EADS – Des têtes et des délits
publié le jeudi 4 octobre 2007
Les conclusions de l’enquête de l’Autorité des marchés financiers sur la chute du cours d’EADS l’année dernière ont été révélées hier par le parquet de Paris. Elles sont accablantes pour les dirigeants et actionnaires du groupe d’aéronautique, accusés de délit d’initiés
1.200 initiés ont vendu plus de 10 millions de titres EADS entre mai 2005 et juin 2006, empochant par la même occasion une plus-value d’environ 90 millions d’euros. C’est l’estimation qui ressort du rapport de l’Autorité des marchés financiers (AMF), au terme de l’enquête sur la chute du cours du groupe d’aéronautique et de défense l’année dernière. Le gendarme de la bourse accuse les dirigeants d’avoir vendu les titres avant la chute du titre EADS, en ayant connaissance de la situation de crise de l’entreprise.

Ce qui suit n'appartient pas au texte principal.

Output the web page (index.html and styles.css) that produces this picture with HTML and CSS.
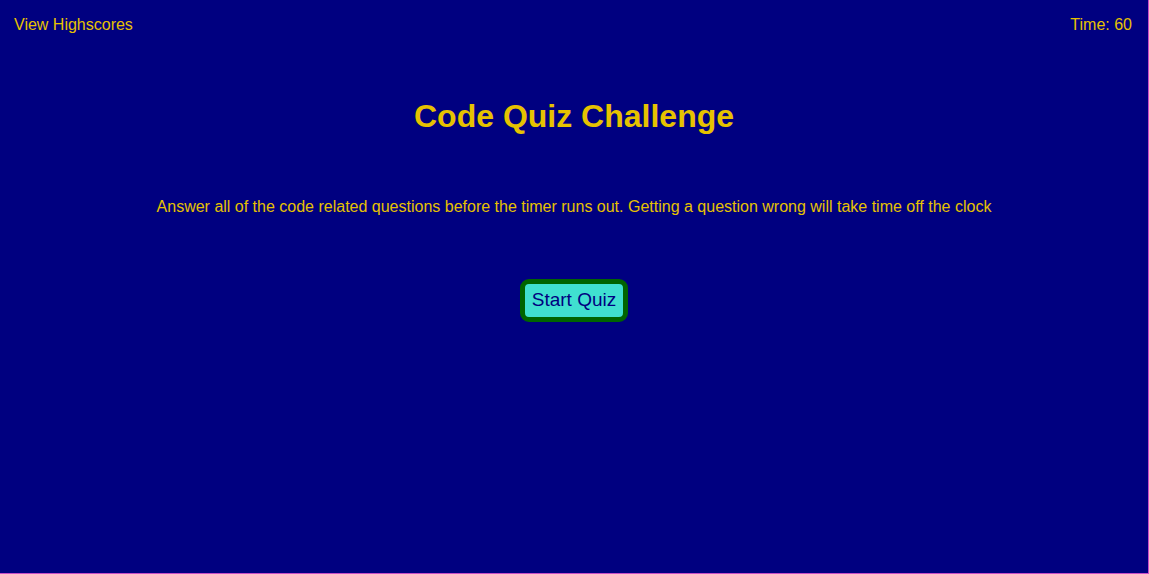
FILE: index.html
```html
<!DOCTYPE html>
<html>
<head>
<meta charset="utf-8">
<link rel="stylesheet" href="styles.css">
</head>
<body>
<div class="page">
  <header class="top">
    <a class="link">View Highscores</a>
    <span class="timer">Time: 60</span>
  </header>
  <main class="intro">
    <h1 class="title">Code Quiz Challenge</h1>
    <p class="desc">Answer all of the code related questions before the timer runs out. Getting a question wrong will take time off the clock</p>
    <button class="start">Start Quiz</button>
  </main>
</div>
</body>
</html>
```
FILE: styles.css
```css
html, body {
  margin: 0;
  padding: 0;
  background: #c84fc8;
}
.page {
  width: 1148px;
  height: 573px;
  background: #000080;
  color: #e6c200;
  font-family: "Liberation Sans", Arial, sans-serif;
  font-size: 16px;
}
.top {
  display: flex;
  justify-content: space-between;
  padding: 16px 16px 0 14px;
  line-height: 18px;
}
.intro {
  display: flex;
  flex-direction: column;
  align-items: center;
}
.title {
  margin: 64px 0 0;
  font-size: 32px;
  line-height: 37px;
  font-weight: bold;
}
.desc {
  margin: 63px 0 0;
  line-height: 18px;
}
.start {
  margin-top: 63px;
  background: #40e0d0;
  color: #000080;
  border: 5px solid #006400;
  border-radius: 9px;
  font-family: "Liberation Sans", Arial, sans-serif;
  font-size: 19px;
  line-height: 22px;
  padding: 5px 7px 6px;
}
```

L’AMF s’est concentrée sur les hauts dirigeants d’EADS et d’Airbus, ainsi que sur les principaux actionnaires, soit 21 personnes parmi lesquelles Noël Forgeard, alors directeur général, Arnaud Lagardère et Manfred Bischoff, respectivement présidents de Lagardère et de DaimlerChrysler, premiers actionnaires d’EADS. Des responsables de diverses branches et membres du comité exécutif sont aussi impliqués. François Augue, directeur d’EADS Space, aurait par exemple vendu 10.000 titres pour une plus-value de 114.000 euros. Fabrice Brégier, l’actuel directeur général délégué d’Airbus, est également sur la liste.
Motus et bouche cousue
D’après le rapport, au terme d’un conseil d’administration en juin 2005, Hans Peter Ring, le directeur financier d’EADS annonce que les frais de recherche et de développement à entreprendre par rapport aux difficultés rencontrées par Airbus dans la fabrication de l’A380 et de l’A350 vont faire perdre 4 à 5 euros au titre s’ils sont révélés au grand public. Airbus a réussi à gonfler ses exercices 2005 et 2006 de 100 puis 200 millions d’euros, et d’autant le résultat de 2007, en répartissant les surcoûts liés à l’A380 sur les 3 exercices.
Mais en 2006, rien ne va plus. Les retards de livraison du gros porteur se multiplient, une chaîne de montage est arrêtée, et c’est tout le programme de production qui doit être repris. Cette succession de problèmes n’est révélée au grand jour que le 13 juin. Le cours du titre chute immédiatement de 26% à la bourse… Les dirigeants et actionnaires initiés ont déjà eu tout le loisir de vendre leurs titres.
L’Etat ne semble pas tout blanc non plus. Actionnaire à 15%, il a été mis au courant de la catastrophe boursière annoncée en décembre 2005 lorsque EADS a présenté son business plan à Thierry Breton, ministre des Finances à l’époque.
Le management du groupe aurait conseillé à ce dernier, par le biais d’une note, de vendre une partie de ses actions. Christine Lagarde, sa remplaçante, a souligné hier que l’Etat n’avait pas suivi ces recommandations "en raison du caractère stratégique de l’entreprise"… Mais le grand public aurait peut-être apprécié être tenu au courant de la situation. Nicolas MANGIN.